Madonna also faced vitriol when she made a poorly crafted attempt to comfort her fans from the safety of her bathtub. "Coronavirus is the great equalizer," she said, equating her own living situation—in a flower-filled bathtub, safe within one of her multiple large homes—with the plight of people who have no way of paying this month's rent. (She faced so much backlash that she deleted the video).
And then there's Gal Gadot's "Imagine" video, a horror that seemed to seep out of the wounds coronavirus has already made in our world and ways of life. What was the worst thing about that video? Was it Gadot's waffling intro? Was it seeing our beloved celebrities, without their stage makeup and lighting and cameramen to turn them into gods—was it seeing our celebrities' mortality and feeling some inordinate rage that we've worshiped them for so long while they were really just ordinary people? Was it the look in their eyes, the tepid sorrow overshadowed by a glossy egoism, the same look in the eyes of everyone who has taken a photograph with a child on a service trip? Was it the different keys, the lack of background music, the carelessness of the whole thing?
The "Imagine" video was awful, certainly, but would we have hated it so much if it were well-made, a professional music video with excellent harmonies and good lighting and dazzling costumes? Maybe the disappointment we feel while watching the "Imagine" fiasco stems from a feeling of falling, a realization that the person behind the curtain has always been just an ordinary man, and yet these mortals are languishing in massive air-conditioned homes while so many people sleep on the streets.
Some of the celebrity responses to coronavirus are not just disillusioned; they're truly dangerous. Vanessa Hudgens also provoked ire when she posted a video showing just how much she cared about those who might be affected by the virus. "Even if everybody gets it, like yeah, people are going to die, which is terrible... but inevitable?" she intoned in a video she later apologized for. Worse still, Evangelline Lilly is crusading against quarantining herself on the basis of some idea that it's a violation of her American-born "freedom."

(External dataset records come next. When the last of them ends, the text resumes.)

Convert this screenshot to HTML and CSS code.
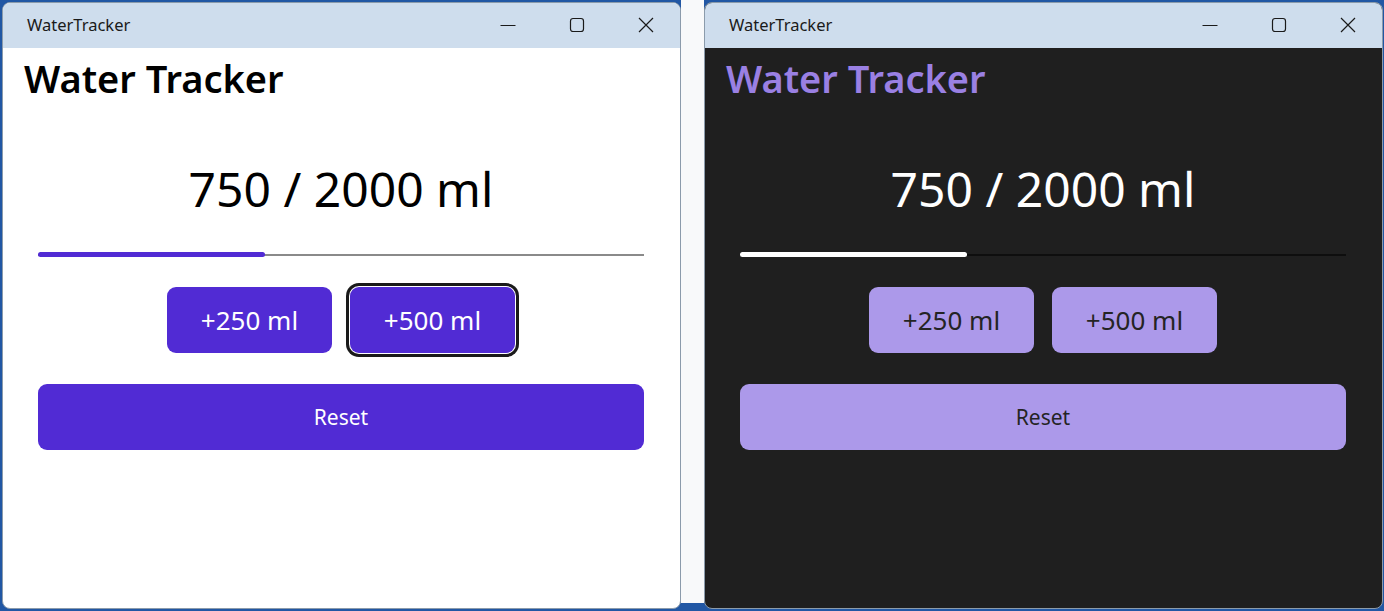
FILE: index.html
```html
<!DOCTYPE html>
<html lang="en">
<head>
  <meta charset="UTF-8" />
  <title>WaterTracker</title>
  <link rel="stylesheet" href="styles.css">
</head>
<body>
  <div class="desktop">

    <!-- Light theme -->
    <div class="window light">
      <div class="titlebar">
        <span class="app-name">WaterTracker</span>
        <div class="caption">
          <div class="cap-btn">
            <svg width="16" height="16" viewBox="0 0 16 16"><path d="M0.5 8.5h15" stroke="#1a1a1a" stroke-width="1.2" fill="none"/></svg>
          </div>
          <div class="cap-btn">
            <svg width="16" height="16" viewBox="0 0 16 16"><rect x="1.5" y="1.5" width="13" height="13" rx="2.5" stroke="#1a1a1a" stroke-width="1.2" fill="none"/></svg>
          </div>
          <div class="cap-btn">
            <svg width="16" height="16" viewBox="0 0 16 16"><path d="M1 1L15 15M15 1L1 15" stroke="#1a1a1a" stroke-width="1.2" fill="none"/></svg>
          </div>
        </div>
      </div>
      <div class="page">
        <h1 class="heading">Water Tracker</h1>
        <div class="counter">750 / 2000 ml</div>
        <div class="progress">
          <div class="progress-fill" style="width: 37.5%"></div>
        </div>
        <div class="add-row">
          <button class="btn">+250 ml</button>
          <button class="btn focused">+500 ml</button>
        </div>
        <button class="btn reset">Reset</button>
      </div>
    </div>

    <div class="gap"></div>

    <!-- Dark theme -->
    <div class="window dark">
      <div class="titlebar">
        <span class="app-name">WaterTracker</span>
        <div class="caption">
          <div class="cap-btn">
            <svg width="16" height="16" viewBox="0 0 16 16"><path d="M0.5 8.5h15" stroke="#1a1a1a" stroke-width="1.2" fill="none"/></svg>
          </div>
          <div class="cap-btn">
            <svg width="16" height="16" viewBox="0 0 16 16"><rect x="1.5" y="1.5" width="13" height="13" rx="2.5" stroke="#1a1a1a" stroke-width="1.2" fill="none"/></svg>
          </div>
          <div class="cap-btn">
            <svg width="16" height="16" viewBox="0 0 16 16"><path d="M1 1L15 15M15 1L1 15" stroke="#1a1a1a" stroke-width="1.2" fill="none"/></svg>
          </div>
        </div>
      </div>
      <div class="page">
        <h1 class="heading">Water Tracker</h1>
        <div class="counter">750 / 2000 ml</div>
        <div class="progress">
          <div class="progress-fill" style="width: 37.5%"></div>
        </div>
        <div class="add-row">
          <button class="btn">+250 ml</button>
          <button class="btn">+500 ml</button>
        </div>
        <button class="btn reset">Reset</button>
      </div>
    </div>

  </div>
</body>
</html>
```

FILE: styles.css
```css
* {
  box-sizing: border-box;
}

body {
  margin: 0;
  font-family: 'Noto Sans', 'Open Sans', sans-serif;
  background: #2157a4;
  height: 611px;
  overflow: hidden;
}

.desktop {
  display: flex;
  padding: 2px 1px 2px 2px;
  height: 100%;
}

.gap {
  width: 23px;
  flex-shrink: 0;
  background: #f8f9fa;
  margin: -2px 0 6px;
}

.window {
  width: 679px;
  height: 607px;
  flex-shrink: 0;
  display: flex;
  flex-direction: column;
  border: 1px solid #8b9bab;
  border-radius: 8px;
  overflow: hidden;
}

.window.light {
  background: #ffffff;
}

.window.dark {
  background: #1f1f1f;
}

/* title bar */

.titlebar {
  height: 45px;
  flex-shrink: 0;
  display: flex;
  align-items: center;
  justify-content: space-between;
  background: #cedded;
}

.app-name {
  padding-left: 24px;
  font-size: 16.5px;
  color: #1a1a1a;
  padding-bottom: 2px;
}

.caption {
  display: flex;
  height: 100%;
}

.cap-btn {
  width: 69px;
  height: 100%;
  display: flex;
  align-items: center;
  justify-content: center;
  padding-bottom: 2px;
}

/* content */

.page {
  display: flex;
  flex-direction: column;
  padding: 7px 36px 0 35px;
}

.heading {
  margin: 0 0 0 -14px;
  font-size: 38px;
  font-weight: 600;
  line-height: 46px;
}

.light .heading {
  color: #000;
}

.dark .heading {
  color: #9a80e3;
}

.counter {
  margin-top: 56px;
  font-size: 48px;
  line-height: 64px;
  text-align: center;
}

.light .counter {
  color: #000;
}

.dark .counter {
  color: #fff;
}

.progress {
  margin-top: 31px;
  height: 5px;
  position: relative;
  display: flex;
  align-items: center;
}

.progress::before {
  content: "";
  flex: 1;
  height: 2px;
}

.light .progress::before {
  background: #8a8a8a;
}

.dark .progress::before {
  background: #0e0e0e;
}

.progress-fill {
  position: absolute;
  left: 0;
  top: 0;
  height: 5px;
  border-radius: 3px;
}

.light .progress-fill {
  background: #512bd4;
}

.dark .progress-fill {
  background: #ffffff;
}

.add-row {
  display: flex;
  justify-content: center;
  gap: 18px;
  margin-top: 30px;
}

.btn {
  font-family: 'Noto Sans', 'Open Sans', sans-serif;
  height: 66px;
  border: none;
  border-radius: 9px;
  font-size: 26px;
  padding: 0;
  width: 165px;
}

.light .btn {
  background: #512bd4;
  color: #fff;
}

.dark .btn {
  background: #ac99ea;
  color: #242424;
}

.btn.focused {
  box-shadow: 0 0 0 1px #fff, 0 0 0 4px #1a1a1a;
}

.btn.reset {
  width: 100%;
  margin-top: 31px;
  font-size: 21px;
}
```
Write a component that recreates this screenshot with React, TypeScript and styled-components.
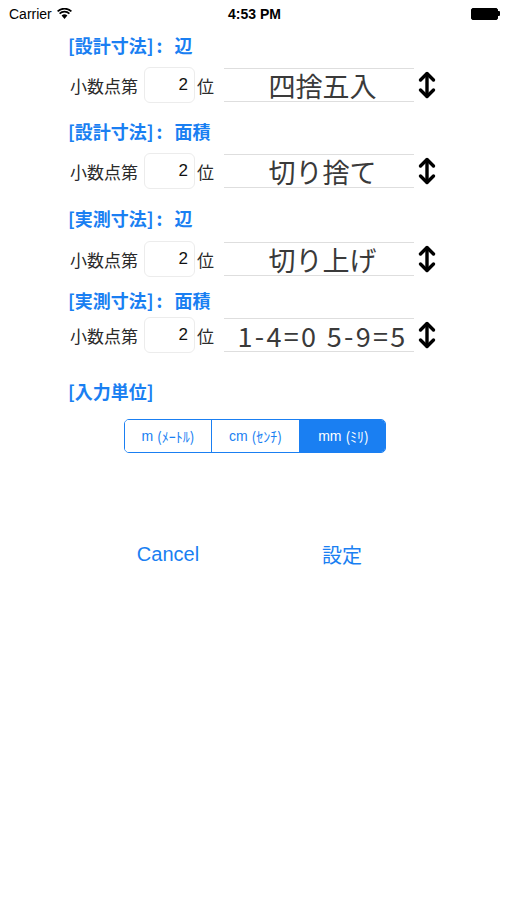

And then there's Donald Trump, the reigning king of the celebrity illusionists. Everything he says sounds as painful and as hollow as the "Imagine" video to some of our ears. Recently, a man died because he tried drinking chloroquine phosphate, a fish tank-cleaner, per Trump's ill-advised recommendation. Trump has been persistently spreading false information, promising that America will be up and running by Easter as other nations tighten their regulations.
Most of the guiltiest illusionists of all aren't even visible. They're the Wall Street executives and the genuinely super-rich—not the Hollywood-level rich but the Jeff Bezos-level rich, those who possess a literally unfathomable amount of money—the ones who have already raced off to their bunkers, the ones who bought stocks at the start of the crisis instead of raising the alarm.
Collectively, maybe we're all getting tired of these folks, parading their gaudy lifestyles and tapping out their stocks, getting early access to tests while our healthcare workers can't even access tests in their own hospitals. Illusions just aren't going to cut it the way they used to. That's not to say they won't change form; certainly our new very-online lives will leave plenty of room for performance and fabrication. Still, the coronavirus feels like it's peeling back many layers of performative benevolence to reveal the insubstantiality at the heart of it all—the wealth inequality and pure selfishness that's allowing this crisis to sputter on into the disruptive mess it's become. Even Kim Kardashian, Taylor Swift, and Britney Spears are waking up to it. Are you?